Xenia · 10/01/2011 13:40

Those who resort to physical violence in relation to their children even a smack tend not to be the better parents. Huge numbners of us don't smack children and produce lovely well behaved well educated children. Smacking is and will die out but the thread wasn't really about that. It was about the methods a parent might use to bring on a child.

What really comes out of the orignial article was the huge sexism of it. A totally univolved daddy and despite both of them working the mother doing it all. We dont' have that in Western culture as men and women raise children together which is much better. The Jewish father here presumably got quite a bit of peace as his wife was off all the time making the children work so perhaps it suited him. The children were brougth up Jewish I think. I can't remember the line in the article they got the faith of their father and their mother's chinese parenting culture or something like that, she wrote.

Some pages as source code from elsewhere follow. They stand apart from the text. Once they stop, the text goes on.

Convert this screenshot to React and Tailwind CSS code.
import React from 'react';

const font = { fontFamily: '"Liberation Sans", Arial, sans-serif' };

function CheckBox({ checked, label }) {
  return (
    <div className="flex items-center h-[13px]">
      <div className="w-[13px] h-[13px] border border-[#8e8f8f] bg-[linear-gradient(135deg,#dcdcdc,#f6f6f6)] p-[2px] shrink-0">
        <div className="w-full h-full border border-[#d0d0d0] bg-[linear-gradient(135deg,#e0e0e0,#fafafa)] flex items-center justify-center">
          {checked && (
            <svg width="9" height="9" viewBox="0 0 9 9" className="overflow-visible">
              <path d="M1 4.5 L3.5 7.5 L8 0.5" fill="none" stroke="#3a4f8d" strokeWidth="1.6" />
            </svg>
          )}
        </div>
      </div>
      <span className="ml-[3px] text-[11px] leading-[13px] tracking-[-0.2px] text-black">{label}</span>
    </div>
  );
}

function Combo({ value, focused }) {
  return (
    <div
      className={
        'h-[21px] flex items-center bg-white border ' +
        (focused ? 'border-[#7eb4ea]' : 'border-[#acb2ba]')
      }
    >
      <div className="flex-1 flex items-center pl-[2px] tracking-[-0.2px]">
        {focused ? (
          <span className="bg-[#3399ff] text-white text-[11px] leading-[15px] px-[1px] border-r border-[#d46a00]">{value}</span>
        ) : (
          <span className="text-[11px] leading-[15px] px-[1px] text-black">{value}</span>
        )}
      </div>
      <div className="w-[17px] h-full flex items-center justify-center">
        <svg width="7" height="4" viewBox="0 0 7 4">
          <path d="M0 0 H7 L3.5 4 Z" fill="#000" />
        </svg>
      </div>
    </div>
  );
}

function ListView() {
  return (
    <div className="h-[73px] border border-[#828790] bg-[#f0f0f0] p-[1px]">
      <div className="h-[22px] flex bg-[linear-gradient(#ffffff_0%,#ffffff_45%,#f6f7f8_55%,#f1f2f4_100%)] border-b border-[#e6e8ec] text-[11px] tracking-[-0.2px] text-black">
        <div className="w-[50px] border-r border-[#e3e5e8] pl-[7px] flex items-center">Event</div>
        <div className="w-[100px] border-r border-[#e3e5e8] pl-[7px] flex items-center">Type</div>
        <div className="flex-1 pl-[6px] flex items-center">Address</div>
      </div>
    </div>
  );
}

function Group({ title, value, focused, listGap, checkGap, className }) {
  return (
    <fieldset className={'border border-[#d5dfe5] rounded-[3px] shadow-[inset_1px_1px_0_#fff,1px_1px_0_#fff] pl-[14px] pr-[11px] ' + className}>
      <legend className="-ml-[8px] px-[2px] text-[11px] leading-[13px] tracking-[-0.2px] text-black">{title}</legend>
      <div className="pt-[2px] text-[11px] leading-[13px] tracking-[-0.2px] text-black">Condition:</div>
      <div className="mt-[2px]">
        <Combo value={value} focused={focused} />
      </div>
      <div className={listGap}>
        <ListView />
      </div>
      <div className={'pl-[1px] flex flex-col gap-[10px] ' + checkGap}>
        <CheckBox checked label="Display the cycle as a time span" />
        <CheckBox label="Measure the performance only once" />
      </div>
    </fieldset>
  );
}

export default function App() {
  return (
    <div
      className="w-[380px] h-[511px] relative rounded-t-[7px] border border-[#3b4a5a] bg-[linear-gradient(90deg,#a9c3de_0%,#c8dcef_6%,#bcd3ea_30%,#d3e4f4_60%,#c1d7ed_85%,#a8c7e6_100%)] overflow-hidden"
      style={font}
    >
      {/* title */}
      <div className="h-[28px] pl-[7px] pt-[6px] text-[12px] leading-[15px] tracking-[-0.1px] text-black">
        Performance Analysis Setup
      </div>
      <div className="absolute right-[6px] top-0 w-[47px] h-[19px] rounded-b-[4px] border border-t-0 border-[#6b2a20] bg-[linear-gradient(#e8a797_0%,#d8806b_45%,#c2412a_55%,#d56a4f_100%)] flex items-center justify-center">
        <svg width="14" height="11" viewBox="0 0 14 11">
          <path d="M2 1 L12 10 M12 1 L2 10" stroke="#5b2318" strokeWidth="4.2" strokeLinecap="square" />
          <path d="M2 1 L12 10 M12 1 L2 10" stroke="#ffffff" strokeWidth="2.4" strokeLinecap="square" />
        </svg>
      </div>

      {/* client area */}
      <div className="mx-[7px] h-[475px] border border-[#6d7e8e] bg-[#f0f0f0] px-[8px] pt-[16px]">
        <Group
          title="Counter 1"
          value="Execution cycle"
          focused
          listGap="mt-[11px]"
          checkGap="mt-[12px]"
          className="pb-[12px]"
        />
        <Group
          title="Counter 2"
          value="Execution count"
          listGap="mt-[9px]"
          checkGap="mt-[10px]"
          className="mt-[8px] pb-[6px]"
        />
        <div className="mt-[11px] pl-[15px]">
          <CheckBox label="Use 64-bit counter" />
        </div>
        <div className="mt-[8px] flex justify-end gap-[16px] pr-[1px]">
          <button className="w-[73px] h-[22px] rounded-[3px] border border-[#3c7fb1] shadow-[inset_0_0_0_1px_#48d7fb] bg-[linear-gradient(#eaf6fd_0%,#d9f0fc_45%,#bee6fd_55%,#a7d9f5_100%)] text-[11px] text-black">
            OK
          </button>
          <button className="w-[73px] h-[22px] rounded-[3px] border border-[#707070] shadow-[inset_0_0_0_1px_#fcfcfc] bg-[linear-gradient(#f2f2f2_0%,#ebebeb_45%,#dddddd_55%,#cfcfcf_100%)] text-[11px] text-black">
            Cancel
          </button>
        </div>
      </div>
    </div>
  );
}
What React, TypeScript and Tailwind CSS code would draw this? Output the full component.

bupcakesandcunting · 10/01/2011 13:41

You can smack very lightly with a hand. That isn't the point anyway, I don't condone any type of smacking, with or without weapons.

So if you weren't traumatised with the smacking, what were you doing? Laughing about it? Had a little cry then hugged your parent? And FWIW, I'm pretty "old school". I instil respect for elders in my DC and he has a good sense of right and wrong. And I've achieved that without ever needing to hit him.

MmeLindt · 10/01/2011 13:42

I have smacked my DS on occasion but it has been a loss of MY control and out of extreme frustration and I have felt terrible afterwards.

I do not see how we can say to our children, "Violence is wrong, don't hit your friends/sister/brother" then reinforce that warning with a smack.

The last time I smacked my son he howled, "Hitting is baaaaad, not allowed to hit".

If a 4yo understands that, why not an adult?

TheCoalitionNeedsYou · 10/01/2011 13:42

Xenia - Do they HAVE to go though Freud? Can't they go straight to modern psychology instead?